Strategy Workshop on Transition Minerals

On April 24, Fair Finance Asia (FFA) will convene a workshop with civil society organization (CSO) allies and partners to discuss and map existing and effective advocacy and campaigning initiatives that address serious human and environmental rights issues in Asia’s transition mineral mining supply chains. The workshop will also aim to identify strategic and complementary approaches, with a specific focus on the role of financial sector actors, that contribute to broader advocacies to accelerate the region’s just energy transition (JET).

Background 

In December 2024, FFA released a report, Unearthing the hidden costs: Social and environmental considerations in Asia’s transition minerals mining and supply chains, that revealed that banks based in Japan and the Association of Southeast Asian Nations (ASEAN) are financing United States (US), European, and Asian downstream electric vehicle (EV) manufacturers who have indirect supply chain links to two nickel mines in Indonesia and one mine in the Philippines. All three mines continue to face allegations from communities around them and CSOs of serious human and environmental rights violations.  

The report shows distinct human rights and environmental impacts of transition minerals supply chains, with the most serious harms usually occurring in and around mining sites or the ‘upstream’ stage of the transition mineral supply chain.
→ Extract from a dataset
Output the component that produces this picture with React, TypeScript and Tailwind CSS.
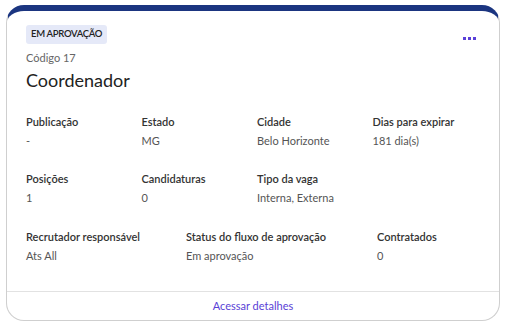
import React from 'react';

const rowOne = [
  { label: 'Publicação', value: '-' },
  { label: 'Estado', value: 'MG' },
  { label: 'Cidade', value: 'Belo Horizonte' },
  { label: 'Dias para expirar', value: '181 dia(s)' },
];

const rowTwo = [
  { label: 'Posições', value: '1' },
  { label: 'Candidaturas', value: '0' },
  { label: 'Tipo da vaga', value: 'Interna, Externa' },
];

const rowThree = [
  { label: 'Recrutador responsável', value: 'Ats All' },
  { label: 'Status do fluxo de aprovação', value: 'Em aprovação' },
  { label: 'Contratados', value: '0' },
];

const Field = ({ label, value }: { label: string; value: string }) => (
  <div className="flex flex-col">
    <span className="text-[11px] leading-[14px] font-semibold text-[#333]">{label}</span>
    <span className="text-[11px] leading-[14px] text-[#555] mt-[5px]">{value}</span>
  </div>
);

const App = () => {
  return (
    <div className="w-[508px] h-[329px] bg-white pt-[5px] pl-[6px]" style={{ fontFamily: 'Lato, "Open Sans", sans-serif' }}>
      <div className="w-[494px] h-[316px] flex flex-col rounded-[18px] border border-[#cfcfcf] border-t-[6px] border-t-[#1b3580] bg-white">
        <div className="flex-1 px-[19px] pt-[14px]">
          <div className="flex items-start justify-between">
            <span className="bg-[#e5e9f8] rounded-[3px] px-[5px] h-[19px] flex items-center text-[9.5px] tracking-[-0.3px] font-semibold text-[#222]">
              EM APROVAÇÃO
            </span>
            <div className="flex gap-[2px] mt-[12px] mr-[4px]">
              <span className="w-[3px] h-[3px] bg-[#5a40d8]" />
              <span className="w-[3px] h-[3px] bg-[#5a40d8]" />
              <span className="w-[3px] h-[3px] bg-[#5a40d8]" />
            </div>
          </div>
          <div className="text-[11px] text-[#666] mt-[7px] leading-[14px]">Código 17</div>
          <div className="text-[18px] text-[#222] mt-[4px] leading-[22px]">Coordenador</div>

          <div className="grid grid-cols-4 mt-[24px] w-[462px]">
            {rowOne.map((f) => <Field key={f.label} {...f} />)}
          </div>
          <div className="grid grid-cols-4 mt-[24px] w-[462px]">
            {rowTwo.map((f) => <Field key={f.label} {...f} />)}
          </div>
          <div className="grid grid-cols-[160px_191px_1fr] mt-[25px]">
            {rowThree.map((f) => <Field key={f.label} {...f} />)}
          </div>
        </div>
        <div className="border-t border-[#e2e2e2] h-[29px] flex items-center justify-center text-[11px] text-[#5a3fd6]">
          Acessar detalhes
        </div>
      </div>
    </div>
  );
};

export default App;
There are also serious impacts on the ground, especially on Indigenous communities, in the minerals smelting and processing stage, known as the ‘midstream’, usually because of high levels of pollution and poor environmental safeguards.  

With the projected sharp rise in investments in transition mineral mining, it’s critical that financial institutions  integrate principles of sustainable finance and JET into their policies to avoid aggravating existing injustices and inequalities.